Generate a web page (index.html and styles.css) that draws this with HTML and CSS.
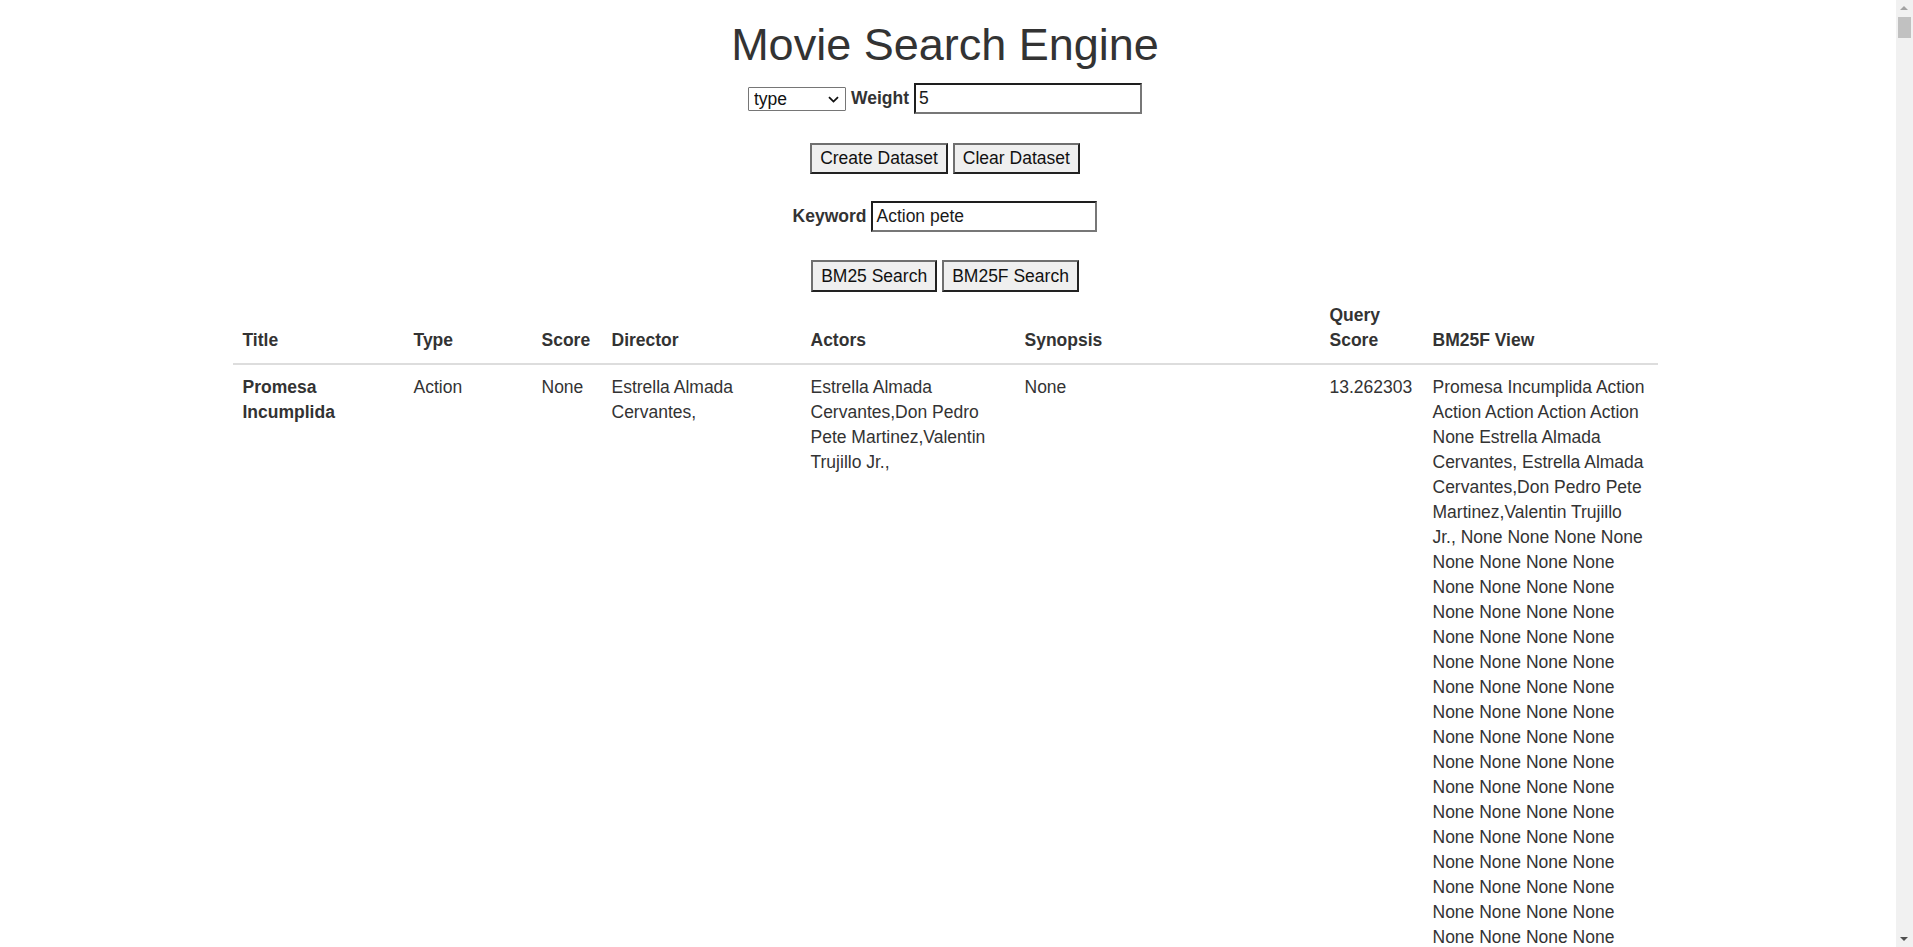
FILE: index.html
```html
<!DOCTYPE html>
<html lang="en">
<head>
<meta charset="utf-8">
<title>Movie Search Engine</title>
<link rel="stylesheet" href="styles.css">
</head>
<body>
<div class="page">
  <h1 class="title">Movie Search Engine</h1>

  <div class="row row-weight">
    <span class="select-wrap">
      <select class="field-select">
        <option>type</option>
        <option>title</option>
        <option>director</option>
        <option>actors</option>
        <option>synopsis</option>
      </select>
      <svg class="chevron" width="11" height="7" viewBox="0 0 11 7" aria-hidden="true">
        <path d="M1 1.2 L5.5 5.6 L10 1.2" fill="none" stroke="#111" stroke-width="1.8"/>
      </svg>
    </span>
    <label class="label">Weight</label>
    <input class="text-input input-weight" type="text" value="5">
  </div>

  <div class="row row-dataset">
    <button class="btn">Create Dataset</button>
    <button class="btn">Clear Dataset</button>
  </div>

  <div class="row row-keyword">
    <label class="label">Keyword</label>
    <input class="text-input input-keyword" type="text" value="Action pete">
  </div>

  <div class="row row-search">
    <button class="btn">BM25 Search</button>
    <button class="btn">BM25F Search</button>
  </div>

  <table class="results">
    <colgroup>
      <col class="c-title">
      <col class="c-type">
      <col class="c-score">
      <col class="c-director">
      <col class="c-actors">
      <col class="c-synopsis">
      <col class="c-query">
      <col class="c-view">
    </colgroup>
    <thead>
      <tr>
        <th>Title</th>
        <th>Type</th>
        <th>Score</th>
        <th>Director</th>
        <th>Actors</th>
        <th>Synopsis</th>
        <th>Query Score</th>
        <th>BM25F View</th>
      </tr>
    </thead>
    <tbody>
      <tr>
        <td class="cell-title">Promesa Incumplida</td>
        <td>Action</td>
        <td>None</td>
        <td>Estrella Almada Cervantes,</td>
        <td>Estrella Almada Cervantes,Don Pedro Pete Martinez,Valentin Trujillo Jr.,</td>
        <td>None</td>
        <td>13.262303</td>
        <td>Promesa Incumplida Action Action Action Action Action None Estrella Almada Cervantes, Estrella Almada Cervantes,Don Pedro Pete Martinez,Valentin Trujillo Jr., None None None None None None None None None None None None None None None None None None None None None None None None None None None None None None None None None None None None None None None None None None None None None None None None None None None None None None None None None None None None None None None None None None None None None None None None None None None None None None None None None None None None None None None None None None None None None None None None None None None None None None None None None None None None None None None None None</td>
      </tr>
    </tbody>
  </table>
</div>

<div class="scrollbar">
  <div class="sb-up"></div>
  <div class="sb-thumb"></div>
  <div class="sb-down"></div>
</div>
</body>
</html>
```

FILE: styles.css
```css
html, body {
  margin: 0;
  padding: 0;
  height: 947px;
  overflow: hidden;
  background: #fff;
}

body {
  font-family: "Liberation Sans", Arial, Helvetica, sans-serif;
  font-size: 17.5px;
  line-height: 25px;
  color: #333;
}

.page {
  width: 1890px;
  height: 947px;
  overflow: hidden;
}

.title {
  margin: 20px 0 0;
  font-size: 45px;
  line-height: 50px;
  font-weight: normal;
  text-align: center;
  color: #333;
}

.row {
  display: flex;
  justify-content: center;
  align-items: center;
  gap: 5px;
}

.row-weight { margin-top: 13px; height: 31px; }
.row-dataset { margin-top: 29px; height: 31px; }
.row-keyword { margin-top: 27px; height: 31px; }
.row-search { margin-top: 28px; height: 32px; }

.label {
  font-weight: bold;
  color: #333;
}

.select-wrap {
  position: relative;
  display: inline-flex;
}

.field-select {
  -webkit-appearance: none;
  appearance: none;
  box-sizing: border-box;
  width: 98px;
  height: 24px;
  margin: 0;
  padding: 0 20px 0 5px;
  font-family: "Liberation Sans", Arial, sans-serif;
  font-size: 17.5px;
  line-height: 22px;
  color: #111;
  background: #fff;
  border: 1px solid #767676;
  border-radius: 1px;
}

.chevron {
  position: absolute;
  right: 7px;
  top: 9px;
  pointer-events: none;
}

.text-input {
  box-sizing: border-box;
  height: 31px;
  margin: 0;
  padding: 0 3px;
  font-family: "Liberation Sans", Arial, sans-serif;
  font-size: 17.5px;
  color: #1a1a1a;
  background: #fff;
  border-style: solid;
  border-width: 2px;
  border-color: #1e1e1e #777 #777 #1e1e1e;
  outline: none;
}

.input-weight { width: 228px; }
.input-keyword { width: 226px; }

.btn {
  box-sizing: border-box;
  height: 100%;
  margin: 0;
  padding: 0 8px;
  font-family: "Liberation Sans", Arial, sans-serif;
  font-size: 17.5px;
  color: #111;
  background: #efefef;
  border-style: solid;
  border-width: 2px;
  border-color: #6f6f6f #222 #222 #6f6f6f;
  border-radius: 0;
}

.results {
  width: 1425px;
  margin: 1px auto 0;
  border-collapse: collapse;
  table-layout: fixed;
}

.c-title { width: 171px; }
.c-type { width: 128px; }
.c-score { width: 70px; }
.c-director { width: 199px; }
.c-actors { width: 214px; }
.c-synopsis { width: 305px; }
.c-query { width: 103px; }
.c-view { width: 235px; }

.results th {
  padding: 10px;
  text-align: left;
  vertical-align: bottom;
  font-weight: bold;
  border-bottom: 2px solid #ddd;
}

.results td {
  padding: 10px;
  vertical-align: top;
}

.results .cell-title {
  font-weight: bold;
}

.scrollbar {
  position: fixed;
  top: 0;
  right: 0;
  width: 17px;
  height: 947px;
  background: #f1f1f1;
}

.sb-up {
  position: absolute;
  top: 6px;
  left: 4px;
  width: 0;
  height: 0;
  border-left: 4px solid transparent;
  border-right: 4px solid transparent;
  border-bottom: 4px solid #a3a3a3;
}

.sb-thumb {
  position: absolute;
  top: 17px;
  left: 2px;
  width: 13px;
  height: 21px;
  background: #c1c1c1;
}

.sb-down {
  position: absolute;
  bottom: 6px;
  left: 4px;
  width: 0;
  height: 0;
  border-left: 4px solid transparent;
  border-right: 4px solid transparent;
  border-top: 4px solid #505050;
}
```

Direction:
Copy out the whole listing exactly, and don't carry over any pictures.

In response:
Generate a web page (index.html and styles.css) that draws this with HTML and CSS.
FILE: index.html
```html
<!DOCTYPE html>
<html lang="en">
<head>
<meta charset="utf-8">
<title>Movie Search Engine</title>
<link rel="stylesheet" href="styles.css">
</head>
<body>
<div class="page">
  <h1 class="title">Movie Search Engine</h1>

  <div class="row row-weight">
    <span class="select-wrap">
      <select class="field-select">
        <option>type</option>
        <option>title</option>
        <option>director</option>
        <option>actors</option>
        <option>synopsis</option>
      </select>
      <svg class="chevron" width="11" height="7" viewBox="0 0 11 7" aria-hidden="true">
        <path d="M1 1.2 L5.5 5.6 L10 1.2" fill="none" stroke="#111" stroke-width="1.8"/>
      </svg>
    </span>
    <label class="label">Weight</label>
    <input class="text-input input-weight" type="text" value="5">
  </div>

  <div class="row row-dataset">
    <button class="btn">Create Dataset</button>
    <button class="btn">Clear Dataset</button>
  </div>

  <div class="row row-keyword">
    <label class="label">Keyword</label>
    <input class="text-input input-keyword" type="text" value="Action pete">
  </div>

  <div class="row row-search">
    <button class="btn">BM25 Search</button>
    <button class="btn">BM25F Search</button>
  </div>

  <table class="results">
    <colgroup>
      <col class="c-title">
      <col class="c-type">
      <col class="c-score">
      <col class="c-director">
      <col class="c-actors">
      <col class="c-synopsis">
      <col class="c-query">
      <col class="c-view">
    </colgroup>
    <thead>
      <tr>
        <th>Title</th>
        <th>Type</th>
        <th>Score</th>
        <th>Director</th>
        <th>Actors</th>
        <th>Synopsis</th>
        <th>Query Score</th>
        <th>BM25F View</th>
      </tr>
    </thead>
    <tbody>
      <tr>
        <td class="cell-title">Promesa Incumplida</td>
        <td>Action</td>
        <td>None</td>
        <td>Estrella Almada Cervantes,</td>
        <td>Estrella Almada Cervantes,Don Pedro Pete Martinez,Valentin Trujillo Jr.,</td>
        <td>None</td>
        <td>13.262303</td>
        <td>Promesa Incumplida Action Action Action Action Action None Estrella Almada Cervantes, Estrella Almada Cervantes,Don Pedro Pete Martinez,Valentin Trujillo Jr., None None None None None None None None None None None None None None None None None None None None None None None None None None None None None None None None None None None None None None None None None None None None None None None None None None None None None None None None None None None None None None None None None None None None None None None None None None None None None None None None None None None None None None None None None None None None None None None None None None None None None None None None None None None None None None None None None</td>
      </tr>
    </tbody>
  </table>
</div>

<div class="scrollbar">
  <div class="sb-up"></div>
  <div class="sb-thumb"></div>
  <div class="sb-down"></div>
</div>
</body>
</html>
```

FILE: styles.css
```css
html, body {
  margin: 0;
  padding: 0;
  height: 947px;
  overflow: hidden;
  background: #fff;
}

body {
  font-family: "Liberation Sans", Arial, Helvetica, sans-serif;
  font-size: 17.5px;
  line-height: 25px;
  color: #333;
}

.page {
  width: 1890px;
  height: 947px;
  overflow: hidden;
}

.title {
  margin: 20px 0 0;
  font-size: 45px;
  line-height: 50px;
  font-weight: normal;
  text-align: center;
  color: #333;
}

.row {
  display: flex;
  justify-content: center;
  align-items: center;
  gap: 5px;
}

.row-weight { margin-top: 13px; height: 31px; }
.row-dataset { margin-top: 29px; height: 31px; }
.row-keyword { margin-top: 27px; height: 31px; }
.row-search { margin-top: 28px; height: 32px; }

.label {
  font-weight: bold;
  color: #333;
}

.select-wrap {
  position: relative;
  display: inline-flex;
}

.field-select {
  -webkit-appearance: none;
  appearance: none;
  box-sizing: border-box;
  width: 98px;
  height: 24px;
  margin: 0;
  padding: 0 20px 0 5px;
  font-family: "Liberation Sans", Arial, sans-serif;
  font-size: 17.5px;
  line-height: 22px;
  color: #111;
  background: #fff;
  border: 1px solid #767676;
  border-radius: 1px;
}

.chevron {
  position: absolute;
  right: 7px;
  top: 9px;
  pointer-events: none;
}

.text-input {
  box-sizing: border-box;
  height: 31px;
  margin: 0;
  padding: 0 3px;
  font-family: "Liberation Sans", Arial, sans-serif;
  font-size: 17.5px;
  color: #1a1a1a;
  background: #fff;
  border-style: solid;
  border-width: 2px;
  border-color: #1e1e1e #777 #777 #1e1e1e;
  outline: none;
}

.input-weight { width: 228px; }
.input-keyword { width: 226px; }

.btn {
  box-sizing: border-box;
  height: 100%;
  margin: 0;
  padding: 0 8px;
  font-family: "Liberation Sans", Arial, sans-serif;
  font-size: 17.5px;
  color: #111;
  background: #efefef;
  border-style: solid;
  border-width: 2px;
  border-color: #6f6f6f #222 #222 #6f6f6f;
  border-radius: 0;
}

.results {
  width: 1425px;
  margin: 1px auto 0;
  border-collapse: collapse;
  table-layout: fixed;
}

.c-title { width: 171px; }
.c-type { width: 128px; }
.c-score { width: 70px; }
.c-director { width: 199px; }
.c-actors { width: 214px; }
.c-synopsis { width: 305px; }
.c-query { width: 103px; }
.c-view { width: 235px; }

.results th {
  padding: 10px;
  text-align: left;
  vertical-align: bottom;
  font-weight: bold;
  border-bottom: 2px solid #ddd;
}

.results td {
  padding: 10px;
  vertical-align: top;
}

.results .cell-title {
  font-weight: bold;
}

.scrollbar {
  position: fixed;
  top: 0;
  right: 0;
  width: 17px;
  height: 947px;
  background: #f1f1f1;
}

.sb-up {
  position: absolute;
  top: 6px;
  left: 4px;
  width: 0;
  height: 0;
  border-left: 4px solid transparent;
  border-right: 4px solid transparent;
  border-bottom: 4px solid #a3a3a3;
}

.sb-thumb {
  position: absolute;
  top: 17px;
  left: 2px;
  width: 13px;
  height: 21px;
  background: #c1c1c1;
}

.sb-down {
  position: absolute;
  bottom: 6px;
  left: 4px;
  width: 0;
  height: 0;
  border-left: 4px solid transparent;
  border-right: 4px solid transparent;
  border-top: 4px solid #505050;
}
```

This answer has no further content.